The film needed a bit more time to show the lost world as well as perhaps a few more minutes building suspense to ease into the new setting. Its brisk ninety-minute runtime means these aspects are glossed over and not enough time is given to have them all sink in. The Primevals’ biggest flaw is how it feels like it’s all setup with no payoff. Had this been envisioned as a TV pilot, this may have been less noticeable, but seems underwhelming in a standalone release.

A gorilla in front of a door in the film The Primevals
The Primevals (Full Moon Pictures)

Two aspects carry The Primevals to make it not only watchable, but worthwhile. The first is David Allen’s visual effects. Not only is Allen a master of his craft in general, but it does feel refreshing to see puppets on the big screen again. CGI has come a long way, and many of today’s big CGI movies are leagues above where they were, but there is still a place for practical effects. There is just something special about knowing how what you are seeing onscreen is a prop that exists in real life. Somebody not only built it from scratch, but made it move and shot it on a set.

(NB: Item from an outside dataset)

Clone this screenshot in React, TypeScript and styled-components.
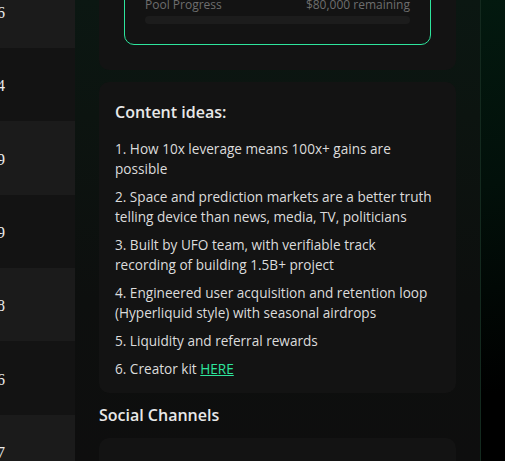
import React from "react";
import styled, { createGlobalStyle } from "styled-components";

const Global = createGlobalStyle`
  html, body { margin: 0; padding: 0; background: #0e0e0e; overflow: hidden; }
  #root { width: 505px; height: 461px; }
`;

const Page = styled.div`
  display: flex;
  width: 505px;
  height: 461px;
  overflow: hidden;
`;

const LeftTable = styled.div`
  width: 75px;
  flex: none;
  overflow: hidden;
  display: flex;
  flex-direction: column;
  margin-top: -25.3px;
`;

const Row = styled.div<{ $alt: boolean }>`
  height: 73.33px;
  flex: none;
  display: flex;
  align-items: center;
  background: ${(p) => (p.$alt ? "#131313" : "#1b1b1b")};
  font-family: "Liberation Serif", serif;
  font-size: 16px;
  color: #ececec;
`;

const Value = styled.span`
  margin-left: -3px;
  padding-top: 3px;
`;

const Main = styled.div`
  width: 405px;
  flex: none;
  overflow: hidden;
  background: linear-gradient(180deg, #0b1712 0%, #0c1410 25%, #0d0f0e 65%, #0e0e0e 100%);
  font-family: "Open Sans", sans-serif;
`;

const Inner = styled.div`
  display: flex;
  flex-direction: column;
  padding: 0 24px;
  margin-top: -81px;
`;

const Card = styled.div`
  background: #131313;
  border-radius: 10px;
  padding: 16px 16px 14px;
`;

const PoolCard = styled(Card)`
  padding: 25px;
  margin-bottom: 12px;
`;

const PoolBox = styled.div`
  border: 1px solid #2ee59d;
  border-radius: 10px;
  padding: 20px;
  display: flex;
  flex-direction: column;
  gap: 4px;
`;

const PoolValue = styled.div`
  font-size: 20px;
  font-weight: 700;
  color: #f0f0f0;
  line-height: 28px;
`;

const PoolRow = styled.div`
  display: flex;
  justify-content: space-between;
  font-size: 12px;
  line-height: 15px;
  color: #6e6e6e;
`;

const Bar = styled.div`
  height: 8px;
  border-radius: 4px;
  background: #1c1c1c;
  overflow: hidden;
`;

const Fill = styled.div`
  height: 100%;
  background: #2ee59d;
`;

const CardTitle = styled.div`
  font-size: 16px;
  font-weight: 600;
  line-height: 28px;
  color: #e8e8e8;
  margin-bottom: 13px;
`;

const List = styled.div`
  display: flex;
  flex-direction: column;
  gap: 8px;
`;

const Item = styled.div`
  font-size: 13.6px;
  line-height: 20px;
  color: #dcdcdc;
`;

const Link = styled.a`
  color: #2ee59d;
  text-decoration: underline;
`;

const SectionTitle = styled.div`
  font-size: 16px;
  font-weight: 600;
  line-height: 28px;
  color: #e8e8e8;
  margin: 8px 0 9px;
`;

const Right = styled.div`
  flex: 1;
  border-left: 1px solid #13291e;
  background: linear-gradient(170deg, #03190f 0%, #02100a 40%, #000000 85%);
`;

const digits = ["6", "4", "9", "9", "8", "6", "7", "2"];

const ideas: React.ReactNode[] = [
  "1. How 10x leverage means 100x+ gains are possible",
  "2. Space and prediction markets are a better truth telling device than news, media, TV, politicians",
  "3. Built by UFO team, with verifiable track recording of building 1.5B+ project",
  "4. Engineered user acquisition and retention loop (Hyperliquid style) with seasonal airdrops",
  "5. Liquidity and referral rewards",
];

export default function App() {
  return (
    <Page>
      <Global />
      <LeftTable>
        {digits.map((d, i) => (
          <Row key={i} $alt={i % 2 === 1}>
            <Value>{d}</Value>
          </Row>
        ))}
      </LeftTable>
      <Main>
        <Inner>
          <PoolCard>
            <PoolBox>
              <PoolValue>$120,000 raised</PoolValue>
              <PoolRow>
                <span>Pool Progress</span>
                <span>$80,000 remaining</span>
              </PoolRow>
              <Bar>
                <Fill style={{ width: "0%" }} />
              </Bar>
            </PoolBox>
          </PoolCard>
          <Card>
            <CardTitle>Content ideas:</CardTitle>
            <List>
              {ideas.map((t, i) => (
                <Item key={i}>{t}</Item>
              ))}
              <Item>
                6. Creator kit <Link href="#">HERE</Link>
              </Item>
            </List>
          </Card>
          <SectionTitle>Social Channels</SectionTitle>
          <Card>
            <CardTitle>[ Twitter / X ]</CardTitle>
          </Card>
        </Inner>
      </Main>
      <Right />
    </Page>
  );
}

The yeti in particular steals the show, being an obvious homage to the famous King Kong character, but also endearing and emotional in its own right, conveying a wide range of facial expressions and physical quirks to make a distinct character and have it “act” alongside human co-stars. The second standout element is Richard Band’s score, a sweeping, moving orchestral piece which rises and falls with the action in a beautiful way. Several themes play over dialogue-less moments, allowing the music to speak for itself.

Seeing such dedication to the craft and intricacies in practical effects may make The Primevals worth one viewing. It was made on the cheap, but sometimes having cheap, mindless fun can be okay. With action films being dominated by franchises decades old and stories rehashed from long ago, it is nice to have one not tied to any existing media allowed to have its own identity. It is shlock, but the good kind of shlock; the one where you can tell the people involved had fun making it. As of now, The Primevals is not in wide release, being only part of a limited event screening through Alamo Drafthouse. If there is one in your area, and you want a good old-fashioned campy science fiction romp, this will satisfy your desires.

After its premiere at Fantasia on July 23-24 2023, The Primevals is now being screened in select Alamo Drafthouse theaters in the US.